The whole approach is predicated on the assertion that children need to know who they are and to accept themselves. That they should not be defeated when they fail at something or get frustrated when things aren't entirely to their liking. That they should have an optimistic, hopeful outlook and that they should be comfortable with setting goals for themselves and sticking to them. These are just some of the 11 habits of the mind, as Bernard calls them, that children who follow the programme will learn to adopt (see box).
But aren't these home truths that we all know, understand and try to communicate to children? Of course they are. But Michael Bernard believes that we have veered so far off course that we need to be reinstating these principles in very deliberate ways. "Kids today are more diverse in their needs than they were 30 years ago."
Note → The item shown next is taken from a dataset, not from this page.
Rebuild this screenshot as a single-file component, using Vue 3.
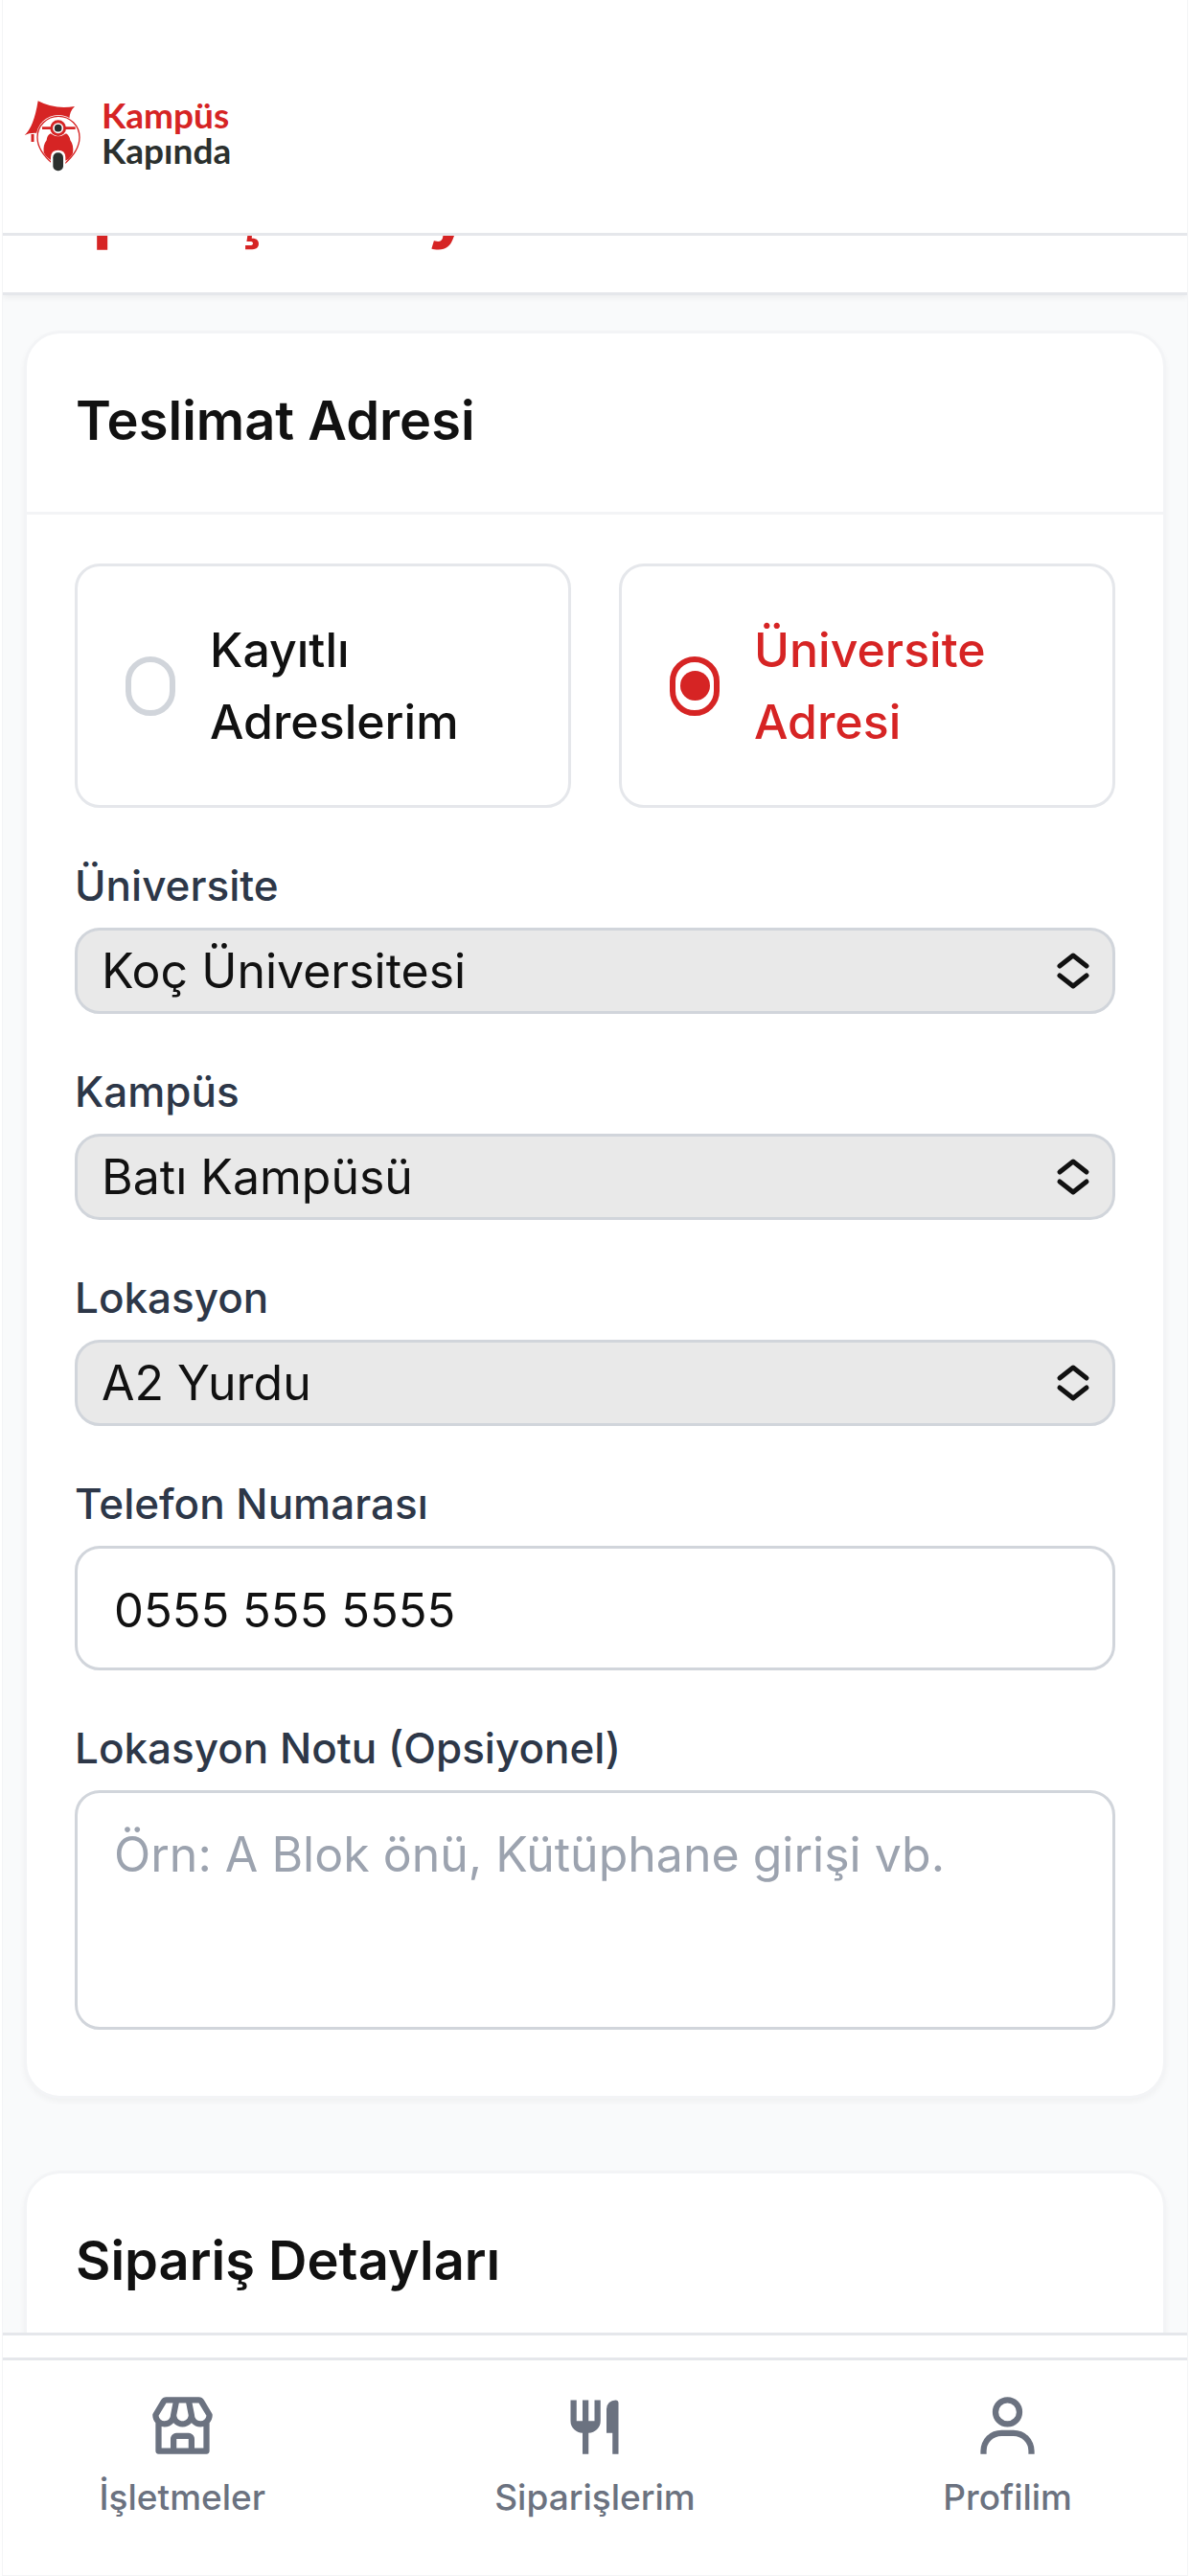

Dr Bernard's answer is not to shake up the system but to shake up our ideas about how to get children achieving and progressing. He has no truck with the state of California's focus on self-esteem work as a way of softening the blow. "It's become a feel-good movement that has taken the challenges away from children. Good self-esteem is led by achievement."
To help pupils achieve, often in difficult, overcrowded classrooms, teachers have to motivate them by teaching habits that will help them cope with the attendant ups and downs of modern school life. In the Bernard scheme, this can simply mean teachers doing what they already know is right and appropriate, but often don't have the time or space to do - things like helping children to organise their time and their work, to plan their activities and homework, to keep to consistent monitoring. This must take on a whole-school dimension if it is to work effectively, so that, in Dr Bernard's words, "the whole school culture acknowledges and respects achievement".
Parents' involvement must go hand-in-hand with the school. This takes on the notion of home-school partnership as going beyond shared reading and initialling homework. Parents must absorb the tenets of these teaching habits and reflect and reinforce them in their dealings with their children. It's hard work, this one, particularly when positive, proactive patterns of behaviour are not in place. But without affirmation of the attitudes in school, a child will ultimately feel unsupported.
But at the end of the day, even with the most supportive schools and parents, it's in the heads of the kids themselves where the most crucial changes have to happen. "We have to nurture kids, to inoculate them to cope with a system that's not meeting their needs. I'm teaching kids to be successful and make the best of whatever school they attend by equipping them with the foundations of learning, habits of the mind that will help them fulfill their potential in the imperfect world in which they find themselves."
Dr Michael Bernard's "You Can Do It" curriculum materials for teachers, parents and children, published by Anglo Scholarships Group, are available through Rob Lowman Associates. Tel: 01283 575671
"Habits Of The Mind": PUPIL Achievement And Motivation. * Goal setting: Ability to do this - short or long term - gives students a big advantage. Finding ways of accomplishing goals requires commitment to learning.
* Time management: When work is set does the student know how to break tasks down into small, manageable parts?
* Internal focus of control for learning: Do your students believe that the harder they try, the better their results will be?
* Optimism: When trying something new or hard does the student expect success, refusing to let mistakes get in the way?
* Reflective problem-solving: When faced with a problem does the student think of different ways she can resolve it? Or does she act impulsively?
* Tolerance of limits: Can the student tolerate rules and limits set by school, recognising that these things assist achievement?
nHigh frustration tolerance: Can the student accept that sometimes school work won't be fun, interesting and exciting? Can she put other things off until the work is done?
nTolerance of others: Humans are fallible and make mistakes but do your students know this? Do they make judgments about people on the basis of one mistake?
* Independence: Does the student believe in herself and know that she doesn't need constant approval to be successful. Can she accept criticism?
* Risk-taking: Does the student believe that trying new and challenging tasks is an essential part of learning?